*YOUR INSTRUCTIONS:* Read through the entries below and return each line with the word "screenshot".

■ ■ ■ ■ ■

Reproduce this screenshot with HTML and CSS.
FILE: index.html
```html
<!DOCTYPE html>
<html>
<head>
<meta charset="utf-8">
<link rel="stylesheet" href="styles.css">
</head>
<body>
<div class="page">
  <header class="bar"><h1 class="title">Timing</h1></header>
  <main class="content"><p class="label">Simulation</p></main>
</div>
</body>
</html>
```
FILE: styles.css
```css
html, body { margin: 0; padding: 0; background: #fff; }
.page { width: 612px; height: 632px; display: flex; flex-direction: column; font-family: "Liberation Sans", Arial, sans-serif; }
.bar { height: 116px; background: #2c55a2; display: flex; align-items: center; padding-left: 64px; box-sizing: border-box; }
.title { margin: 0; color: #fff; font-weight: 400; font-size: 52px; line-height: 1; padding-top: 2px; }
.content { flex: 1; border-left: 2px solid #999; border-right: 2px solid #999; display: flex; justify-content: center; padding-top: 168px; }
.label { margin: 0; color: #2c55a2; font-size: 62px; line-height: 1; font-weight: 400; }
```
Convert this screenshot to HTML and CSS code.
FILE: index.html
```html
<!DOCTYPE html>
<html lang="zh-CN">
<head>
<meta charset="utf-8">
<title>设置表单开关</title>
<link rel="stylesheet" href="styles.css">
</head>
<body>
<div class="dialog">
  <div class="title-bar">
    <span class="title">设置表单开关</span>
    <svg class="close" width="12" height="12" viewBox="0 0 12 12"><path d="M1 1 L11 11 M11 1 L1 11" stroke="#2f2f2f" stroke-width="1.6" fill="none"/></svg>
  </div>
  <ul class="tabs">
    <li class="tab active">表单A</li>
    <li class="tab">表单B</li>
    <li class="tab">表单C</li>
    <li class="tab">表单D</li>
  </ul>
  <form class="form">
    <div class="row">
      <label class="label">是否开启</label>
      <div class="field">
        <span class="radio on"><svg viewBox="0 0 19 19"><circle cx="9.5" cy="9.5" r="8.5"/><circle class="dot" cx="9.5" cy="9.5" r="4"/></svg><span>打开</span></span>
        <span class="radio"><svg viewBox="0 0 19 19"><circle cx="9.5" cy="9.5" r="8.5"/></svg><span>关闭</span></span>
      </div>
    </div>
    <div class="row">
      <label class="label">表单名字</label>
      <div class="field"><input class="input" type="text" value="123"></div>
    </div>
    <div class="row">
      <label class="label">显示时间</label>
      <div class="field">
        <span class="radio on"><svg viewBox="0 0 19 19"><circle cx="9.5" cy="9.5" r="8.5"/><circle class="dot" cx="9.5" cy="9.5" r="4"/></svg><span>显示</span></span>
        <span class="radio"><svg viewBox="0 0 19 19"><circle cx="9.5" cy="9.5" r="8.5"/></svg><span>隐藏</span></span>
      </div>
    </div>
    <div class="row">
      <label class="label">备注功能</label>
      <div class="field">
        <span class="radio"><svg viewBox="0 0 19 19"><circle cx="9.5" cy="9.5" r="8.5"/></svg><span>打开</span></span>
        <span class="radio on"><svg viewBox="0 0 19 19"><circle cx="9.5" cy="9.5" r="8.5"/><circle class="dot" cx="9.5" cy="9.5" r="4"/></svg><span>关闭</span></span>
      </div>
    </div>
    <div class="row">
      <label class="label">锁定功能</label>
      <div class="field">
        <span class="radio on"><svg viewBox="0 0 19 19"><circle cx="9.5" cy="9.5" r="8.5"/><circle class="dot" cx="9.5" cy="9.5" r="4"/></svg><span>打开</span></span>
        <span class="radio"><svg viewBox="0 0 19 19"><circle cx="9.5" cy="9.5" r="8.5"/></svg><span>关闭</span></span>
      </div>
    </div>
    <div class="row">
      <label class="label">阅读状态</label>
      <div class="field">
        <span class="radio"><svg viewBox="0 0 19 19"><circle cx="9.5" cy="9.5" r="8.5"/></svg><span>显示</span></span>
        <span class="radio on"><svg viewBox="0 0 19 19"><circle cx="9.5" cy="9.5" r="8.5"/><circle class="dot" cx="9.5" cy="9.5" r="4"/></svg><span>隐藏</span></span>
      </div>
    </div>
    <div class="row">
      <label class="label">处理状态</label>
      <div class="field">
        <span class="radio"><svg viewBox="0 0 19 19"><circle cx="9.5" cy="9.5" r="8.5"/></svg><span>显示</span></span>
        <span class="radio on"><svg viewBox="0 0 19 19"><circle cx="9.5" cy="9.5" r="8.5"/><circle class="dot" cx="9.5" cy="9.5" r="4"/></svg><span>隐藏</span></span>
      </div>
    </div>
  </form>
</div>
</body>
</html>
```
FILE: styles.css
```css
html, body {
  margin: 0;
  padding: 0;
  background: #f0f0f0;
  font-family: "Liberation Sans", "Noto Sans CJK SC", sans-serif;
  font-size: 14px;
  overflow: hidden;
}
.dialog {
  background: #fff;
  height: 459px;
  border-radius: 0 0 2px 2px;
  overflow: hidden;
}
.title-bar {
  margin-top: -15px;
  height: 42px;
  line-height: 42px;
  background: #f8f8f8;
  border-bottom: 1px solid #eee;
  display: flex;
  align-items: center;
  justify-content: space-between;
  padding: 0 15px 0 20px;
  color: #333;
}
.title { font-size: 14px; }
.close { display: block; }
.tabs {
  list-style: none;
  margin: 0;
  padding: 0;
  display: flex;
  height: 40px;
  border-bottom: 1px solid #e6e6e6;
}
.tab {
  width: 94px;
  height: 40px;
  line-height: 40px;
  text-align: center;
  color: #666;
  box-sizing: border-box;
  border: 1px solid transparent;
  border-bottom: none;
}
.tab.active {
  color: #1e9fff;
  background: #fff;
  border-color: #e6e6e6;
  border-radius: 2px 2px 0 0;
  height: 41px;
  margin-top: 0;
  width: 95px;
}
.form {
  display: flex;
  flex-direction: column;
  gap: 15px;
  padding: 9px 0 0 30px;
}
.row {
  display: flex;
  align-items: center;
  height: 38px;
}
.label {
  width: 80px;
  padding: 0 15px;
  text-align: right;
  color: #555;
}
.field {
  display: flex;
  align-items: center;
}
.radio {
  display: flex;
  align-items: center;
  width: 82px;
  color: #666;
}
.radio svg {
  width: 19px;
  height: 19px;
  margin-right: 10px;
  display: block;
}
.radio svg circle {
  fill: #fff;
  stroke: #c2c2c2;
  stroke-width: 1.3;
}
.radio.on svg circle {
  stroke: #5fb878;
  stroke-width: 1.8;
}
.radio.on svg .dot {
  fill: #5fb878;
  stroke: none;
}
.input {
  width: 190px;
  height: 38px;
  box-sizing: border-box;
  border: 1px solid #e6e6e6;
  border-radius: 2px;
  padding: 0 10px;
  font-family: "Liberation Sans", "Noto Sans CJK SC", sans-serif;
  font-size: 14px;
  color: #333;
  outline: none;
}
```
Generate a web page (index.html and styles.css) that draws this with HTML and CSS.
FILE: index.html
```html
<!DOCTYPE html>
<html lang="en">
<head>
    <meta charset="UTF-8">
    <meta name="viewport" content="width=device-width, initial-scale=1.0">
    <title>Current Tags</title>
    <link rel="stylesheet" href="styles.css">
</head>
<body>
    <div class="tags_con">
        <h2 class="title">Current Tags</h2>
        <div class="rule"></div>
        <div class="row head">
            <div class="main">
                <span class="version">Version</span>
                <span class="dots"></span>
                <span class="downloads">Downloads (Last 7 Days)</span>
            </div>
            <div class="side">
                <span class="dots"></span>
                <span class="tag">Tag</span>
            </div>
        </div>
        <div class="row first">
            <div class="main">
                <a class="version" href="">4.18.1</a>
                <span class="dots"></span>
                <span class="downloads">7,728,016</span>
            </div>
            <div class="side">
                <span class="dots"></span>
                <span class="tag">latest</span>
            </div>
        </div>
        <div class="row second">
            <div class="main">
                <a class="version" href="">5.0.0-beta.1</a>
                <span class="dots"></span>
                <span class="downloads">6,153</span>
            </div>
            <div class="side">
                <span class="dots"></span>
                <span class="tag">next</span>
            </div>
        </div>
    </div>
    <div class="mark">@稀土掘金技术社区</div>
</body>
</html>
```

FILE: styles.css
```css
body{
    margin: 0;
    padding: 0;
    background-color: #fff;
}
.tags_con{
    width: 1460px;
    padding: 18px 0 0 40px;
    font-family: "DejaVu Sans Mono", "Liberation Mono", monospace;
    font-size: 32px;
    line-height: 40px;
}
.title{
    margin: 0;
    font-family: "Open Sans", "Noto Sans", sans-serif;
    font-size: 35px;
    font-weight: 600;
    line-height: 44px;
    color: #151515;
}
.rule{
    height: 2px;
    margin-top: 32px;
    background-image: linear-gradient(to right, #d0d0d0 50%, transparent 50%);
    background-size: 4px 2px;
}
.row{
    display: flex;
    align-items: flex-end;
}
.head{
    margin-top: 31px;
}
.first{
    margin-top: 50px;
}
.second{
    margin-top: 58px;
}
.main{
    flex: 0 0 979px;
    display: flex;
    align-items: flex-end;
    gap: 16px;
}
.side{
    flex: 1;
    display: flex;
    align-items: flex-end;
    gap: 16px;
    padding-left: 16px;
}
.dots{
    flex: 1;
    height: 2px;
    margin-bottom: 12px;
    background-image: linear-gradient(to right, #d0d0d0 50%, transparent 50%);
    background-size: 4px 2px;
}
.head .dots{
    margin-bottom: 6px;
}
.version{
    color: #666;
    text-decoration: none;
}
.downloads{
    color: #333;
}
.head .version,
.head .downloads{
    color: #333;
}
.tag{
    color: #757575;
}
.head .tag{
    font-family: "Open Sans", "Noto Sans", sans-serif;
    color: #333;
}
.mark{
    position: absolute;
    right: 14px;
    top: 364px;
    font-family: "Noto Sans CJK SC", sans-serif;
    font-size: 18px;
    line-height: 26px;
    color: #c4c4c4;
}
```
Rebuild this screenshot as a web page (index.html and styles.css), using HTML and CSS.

■ ■ ■ ■ ■

*TASK RESULT:*
Reproduce this screenshot with HTML and CSS.
Convert this screenshot to HTML and CSS code.
Rebuild this screenshot as a web page (index.html and styles.css), using HTML and CSS.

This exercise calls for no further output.